Ah, this is what I needed, a mental model that actually fits
what's happening.

> > 2) How do things get started?

> An "uninitialized" list does not contain [].  I think perhaps your use
> of the terms "uninitialized/undefined" might betray an imperative
> mindset (?)

I've been doing FP for about 3 years (and imperative for 30)
I guess old habits are hard to break :-)  I went from Scheme
to ML and now Haskell and it seems like every day there's
something new for me to try to wrap my head around.
(Is category theory next ??!! ... into the rabbit hole .. no
pejorative intent)

> Here's what actually happens: as a first example, let's consider the
> let-binding
>
>   let x = 1:x
>   in ...
>
> What happens here is that x is bound to a closure or 'thunk'
> (suspended computation) which, *when needed*, will evaluate to 1:x.
> This is laziness at work.  x is not 'uninitialized'; it is perfectly
> well initialized to this thunk.

Great point. It seems like laziness is the major part of my misunderstanding.
Thinking about thunks will help a lot.

> Now, let's look at your example:
>
>   let (c,d) = (d,b:d)
>
> Of course, c and d will both be initialized to thunks which will
> evaluate to lists as needed.  It's important to realize that from a
> semantic point of view, b, c, and d never change.  They always
> represent the same, unchanging values, as defined by this let
> statement; it's just that operationally, only part of those values may
> be actually evaluated, as needed.

Ok, this clears things up a lot !   I just need to internalize it.

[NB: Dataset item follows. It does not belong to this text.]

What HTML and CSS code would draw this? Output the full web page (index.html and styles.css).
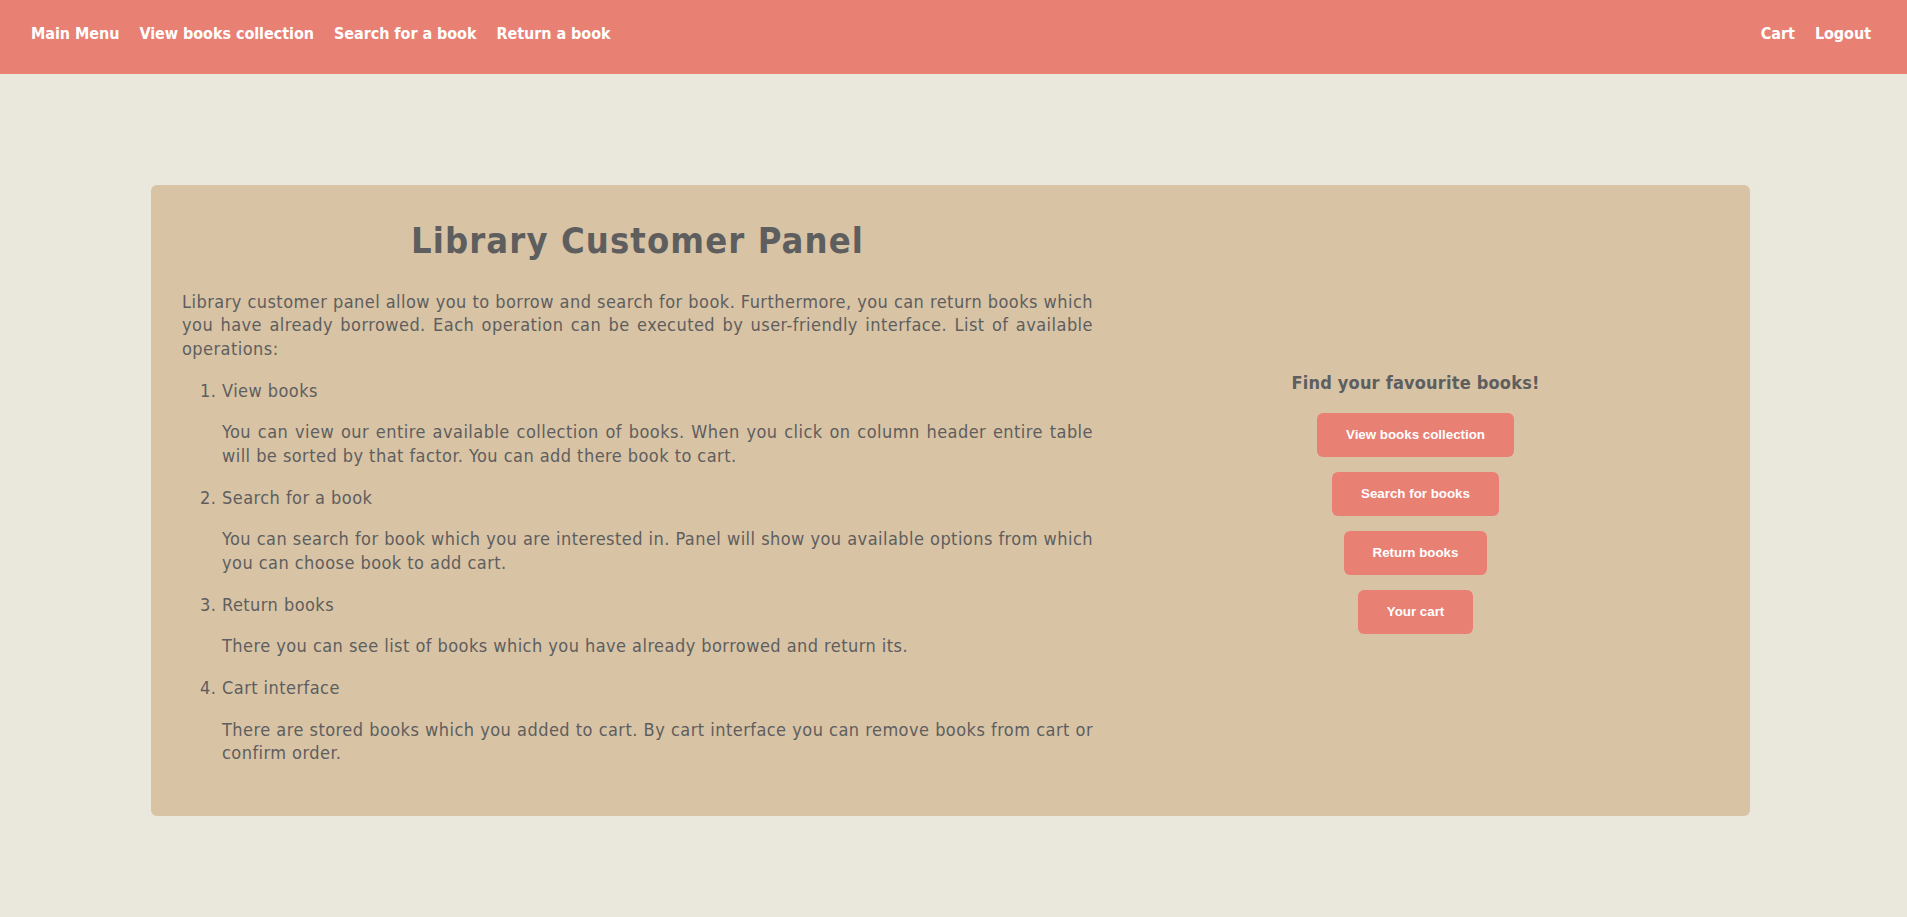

> A truly _undefined_ list is indeed _|_, and not [].
> However, as I hope I have made clear
> above, the c and d in your example are neither [] nor undefined, so
> this is immaterial.

Good. I'm not ready for _|_ yet .. :-)

> There is much more to say on the topic, and doubtless there are places
> where I've told some small fibs because the truth is more
> complicated.  But hopefully this helps provide a useful way to
> understand things.
>
> -Brent

Yes it does, and you're right I'm probably not ready for the 'truth' yet :-)